The Missouri Court of Appeals recently affirmed a trial court’s refusal to give four non-MAI jury instructions in a MHRA employment discrimination case.  McCullough v. Commerce Bank, WD71625, 2011 WL 3106914 (Mo. App. W.D. July 26, 2011).  The issue on appeal was whether the lower court’s refusal to give the instructions addressing pretextual termination substantially prejudiced the appellants.  The court held that it did not as a matter of law.

Rule 70.02(a) of the Missouri Rules of Civil Procedure mandates that jury instructions “shall be given or refused by the court according to the law and the evidence in the case.”  (emphasis added).  As the language of Rule 70.02(a) makes clear, courts do not have discretion if the proffered instruction is supported by the evidence and the law and is in proper form.  Rule 70.02(b) further provides that “[w]henever Missouri Approved Instructions contains an instruction applicable in a particular case that the appropriate party requests or the court decides to submit, such instruction shall be given to the exclusion of any other instructions on the same subject.”  (emphasis added).

In McCullough, the plaintiffs brought their claims pursuant to the MHRA.  As the Missouri Court of Appeals noted, “in enacting the MHRA, the legislature sought to prohibit any consideration of race or other improper characteristic no matter how slight in employment decisions.  The plain meaning of the MHRA imposes liability on an employer when an improper consideration is a contributing factor, regardless if other factors also exist.”  (citing McBryde v.
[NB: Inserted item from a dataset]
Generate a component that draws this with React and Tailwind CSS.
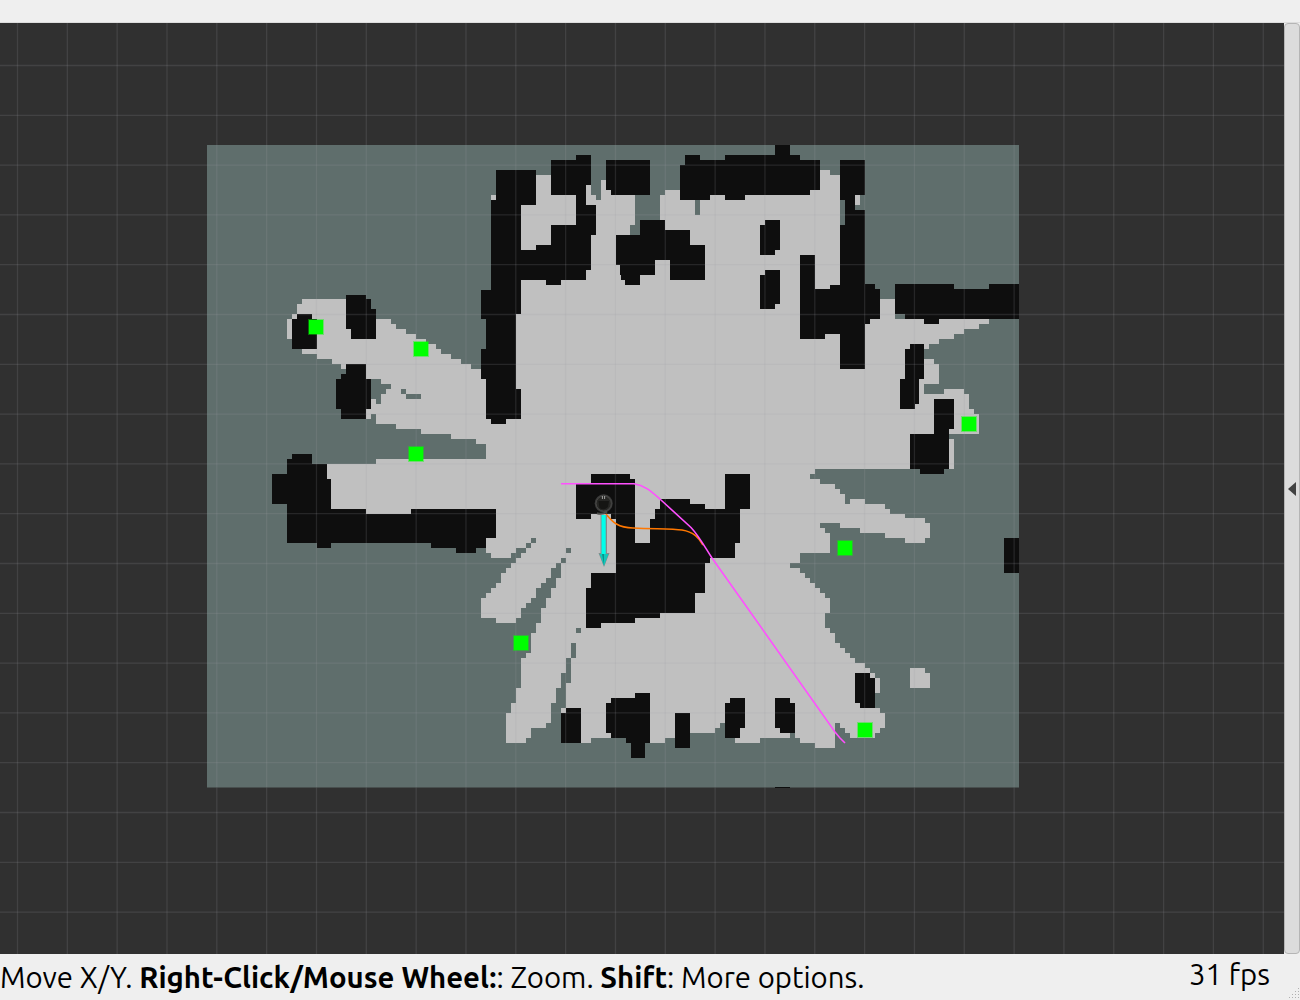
import React from "react";

const FREE =
  "M521 250V205H536V175H551V195H580V185H591V195H596V200H601V180H606V190H635V225H630V235H650V225H660V195H665V190H820V170H830V175H840V299H895V319H989V324H979V329H964V334H954V339H939V344H929V349H924V359H934V364H939V384H924V394H944V389H964V394H969V409H974V414H979V434H949V439H954V469H815V474H810V479H820V484H835V489H840V494H845V504H850V499H865V504H885V509H890V514H905V518H925V523H930V538H925V543H905V538H885V533H860V528H840V523H820V528H825V533H830V553H800V563H790V568H800V573H805V578H810V583H815V588H820V593H825V598H830V613H825V628H830V633H835V643H840V648H845V653H850V658H855V663H865V668H870V673H875V678H880V693H875V708H880V713H885V728H880V733H875V738H850V733H845V728H840V723H835V748H815V743H800V738H795V733H790V738H760V743H735V738H725V723H720V728H715V733H675V738H665V743H626V738H591V743H561V708H566V683H571V658H576V643H571V658H566V673H561V688H556V703H551V723H546V728H531V738H526V743H506V713H511V703H516V688H521V658H526V653H531V633H536V623H541V608H546V598H551V588H556V578H561V563H556V568H551V578H546V583H541V588H536V598H531V603H526V608H521V618H516V623H496V618H481V598H486V593H491V588H496V583H501V573H506V568H511V563H516V558H521V553H526V548H516V553H511V558H491V553H486V520H310V464H376V459H486V444H476V439H451V434H421V429H396V424H376V414H371V419H366V369H341V364H332V359H317V354H302V339H287V319H292V314H297V304H302V299H360V319H391V324H396V329H406V334H416V339H426V344H436V349H441V354H451V359H461V364H471V369H500V250Z" +
  "M491 195H496V200H491ZM855 195H860V205H855ZM910 668H925V673H930V688H910Z";

const UNKNOWN =
  "M695 200H700V215H695ZM371 379H381V384H391V389H386V394H381V404H376V399H371ZM401 389H406V394H401ZM406 394H421V399H406ZM561 558H566V563H561ZM566 548H571V553H566ZM531 538H536V543H531ZM526 543H531V548H526ZM516 548H526V553H516ZM511 553H521V558H511ZM556 563H561V578H556ZM571 643H576V658H571ZM566 658H571V683H566ZM561 673H566V708H561ZM576 628H581V633H576ZM635 195H660V220H640V235H635ZM860 195H865V210H855V205H860Z";

const OCCUPIED =
  "M496 170H536V205H521V250H536V245H551V225H576V195H551V160H576V155H591V185H586V205H596V235H591V270H586V280H561V285H546V280H521V314H516V389H521V419H506V424H491V419H486V379H481V349H486V319H481V290H491V200H496Z" +
  "M606 160H650V195H611V190H606Z" +
  "M616 235H640V220H665V230H690V245H705V280H670V260H655V275H640V285H625V280H621V275H620V265H616Z" +
  "M680 165H685V155H700V160H725V155H775V145H790V155H800V160H820V190H810V195H745V200H725V195H710V200H680Z" +
  "M760 225H765V220H780V250H775V255H760Z" +
  "M760 275H765V270H780V304H775V309H760Z" +
  "M840 160H865V195H855V210H865V284H875V289H880V319H870V324H865V369H840V334H825V339H800V255H815V289H830V285H840V225H845V200H840Z" +
  "M895 284H954V289H989V284H1019V319H939V324H924V319H905V314H895Z" +
  "M910 344H924V379H919V404H915V409H900V379H905V349H910Z" +
  "M934 399H954V429H949V469H944V474H920V469H910V434H934Z" +
  "M1004 538H1019V573H1004Z" +
  "M346 295H366V299H371V309H376V339H351V329H346Z" +
  "M297 314H312V319H317V349H292V319H297Z" +
  "M346 364H366V379H371V409H366V419H341V409H336V379H341V374H346Z" +
  "M292 454H312V464H327V479H331V509H366V514H411V509H496V538H486V548H476V553H456V548H431V543H331V548H317V543H287V504H272V474H287V459H292Z" +
  "M591 474H630V479H635V543H650V519H655V509H660V499H690V504H705V509H725V474H750V509H740V543H735V558H710V563H705V593H695V613H660V618H635V623H601V628H586V588H591V573H616V519H611V514H591V519H576V484H591Z" +
  "M566 708H581V743H561V713H566Z" +
  "M611 698H635V693H650V743H645V758H631V743H626V738H611V733H606V703H611Z" +
  "M675 713H690V748H675Z" +
  "M730 698H745V728H740V738H725V703H730Z" +
  "M775 698H790V703H795V733H780V728H775Z" +
  "M855 673H870V678H875V708H860V703H855Z" +
  "M775 787H790V788H775Z";

const GOALS = [
  [316, 327],
  [421, 349],
  [416, 454],
  [969, 424],
  [845, 548],
  [521, 643],
  [865, 730],
];

const COLUMNS = Array.from({ length: 26 }, (_, i) => 17.5 + i * 49.83);
const ROWS = Array.from({ length: 18 }, (_, i) => 65.5 + i * 49.8);

function Robot() {
  return (
    <g>
      <path d="M600.5 515H607V553H609.5L604 567L598.5 553H600.5Z" fill="#858b8b" />
      <path d="M601.5 515H605.7V554H601.5Z" fill="#00ffea" />
      <path d="M599.5 554H608.5L604 566Z" fill="#12c7ba" />
      <path d="M602 554H604L604 565Z" fill="#0a9389" />
      <circle cx="603.7" cy="503.3" r="9" fill="#3a3a3a" />
      <circle cx="603.7" cy="503.5" r="7.6" fill="#262624" stroke="#4c4c4a" strokeWidth="0.8" />
      <path d="M598.5 501H609L608 507Q604 511 599.5 508Z" fill="#151513" />
      <path d="M602.4 496V499M604.6 496V499" stroke="#a2a2a2" strokeWidth="1" />
      <path d="M597 513.3Q603 515 607 511.5" fill="none" stroke="#4b4b49" strokeWidth="2" />
    </g>
  );
}

function MapView() {
  return (
    <svg className="block h-[931px] w-[1284px] shrink-0 bg-[#303030]" viewBox="0 23 1284 931">
      <g shapeRendering="crispEdges">
        <rect x="207" y="145" width="812" height="642" fill="#5f6e6c" />
        <path d={FREE} fill="#c0c0c0" />
        <path d={UNKNOWN} fill="#5f6e6c" />
        <path d={OCCUPIED} fill="#0e0e0e" />
      </g>
      <g stroke="#a0a0a4" strokeOpacity="0.17" strokeWidth="1.3">
        {COLUMNS.map((x) => (
          <line key={x} x1={x} x2={x} y1="23" y2="954" />
        ))}
        {ROWS.map((y) => (
          <line key={y} x1="0" x2="1284" y1={y} y2={y} />
        ))}
      </g>
      <path d="M207 787.5H775M790 787.5H1019" stroke="#5f6e6c" strokeOpacity="0.5" fill="none" />
      {GOALS.map(([x, y]) => (
        <g key={x}>
          <rect x={x - 8} y={y - 8} width="16" height="16" fill="#00ff00" fillOpacity="0.4" />
          <rect x={x - 7} y={y - 7} width="14" height="14" fill="#00ff00" />
        </g>
      ))}
      <path
        d="M606 514C612 521 617 528 633 528C658 529 673 529 682 530C694 532 699 538 703 545"
        fill="none"
        stroke="#ff7700"
        strokeWidth="1.6"
      />
      <path
        d="M561 483.7H634C645 485 653 493 661 500L691 527.5C699 536 706 549 712 558L740 597.5L835 732L840 738L845 743"
        fill="none"
        stroke="#ff50ff"
        strokeWidth="1.6"
      />
      <Robot />
    </svg>
  );
}

function SideHandle() {
  return (
    <div className="flex h-[931px] w-4 items-center justify-center rounded border border-[#b5b5b5] bg-[#dcdcdc]">
      <svg className="h-[14px] w-2" viewBox="0 0 8 14">
        <path d="M0 7L8 0V14Z" fill="#414141" />
      </svg>
    </div>
  );
}

function StatusBar() {
  return (
    <footer className="flex h-[46px] justify-between bg-[#efefef] text-[29.333px] leading-[47px] text-black">
      <p className="whitespace-pre">
        Move X/Y. <b>Right-Click/Mouse Wheel:</b>: Zoom. <b>Shift</b>: More options.
      </p>
      <div className="flex">
        <span className="w-[100px] leading-[42px]">31 fps</span>
        <svg className="h-3 w-[11px] self-end" viewBox="0 0 11 12" fill="#b0b0b0">
          <path d="M9 0h1v1h-1zM6 3h1v1h-1zM9 3h1v1h-1zM3 6h1v1h-1zM6 6h1v1h-1zM9 6h1v1h-1zM0 9h1v1h-1zM3 9h1v1h-1zM6 9h1v1h-1zM9 9h1v1h-1z" />
        </svg>
      </div>
    </footer>
  );
}

export default function App() {
  return (
    <div className="flex h-[1000px] w-[1300px] flex-col overflow-hidden bg-[#efefef] font-['Ubuntu','Noto_Sans',sans-serif]">
      <header className="h-[23px] shrink-0 border-b border-[#dcdcdc] bg-[#efefef]" />
      <main className="flex h-[931px] shrink-0">
        <MapView />
        <SideHandle />
      </main>
      <StatusBar />
    </div>
  );
}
Ritenour School Dist., 207 S.W.3d 162, 170 (Mo. App. E.D. 2006).  With this in mind, MAI 31.24 was adopted in 2005 as a pattern verdict-directing instruction for MHRA employment discrimination cases.  Prior to the adoption of MAI 31.24, Missouri courts analyzed MHRA claims under the guidance of federal authority.  Since its adoption, courts have consistently held that in deciding MHRA cases, federal employment discrimination caselaw should only be relied upon to the extent it is consistent with Missouri law.  Accordingly, Missouri has effectively abandoned the burden-shifting analysis employed in federal discrimination cases.

Based upon the foregoing principles, the trial court in McCullough submitted only MAI 31.24 and rejected four other proposed instructions submitted by the appellants because they were not MAI approved instructions.  The Missouri Court of Appeals upheld this decision, noting that the trial court “may well have been concerned that giving a non-MAI instruction permitting a jury to infer discriminatory intent upon proof of pretext would amount to a reversion to the [federal] burden shift analysis expressly rejected” by Missouri courts.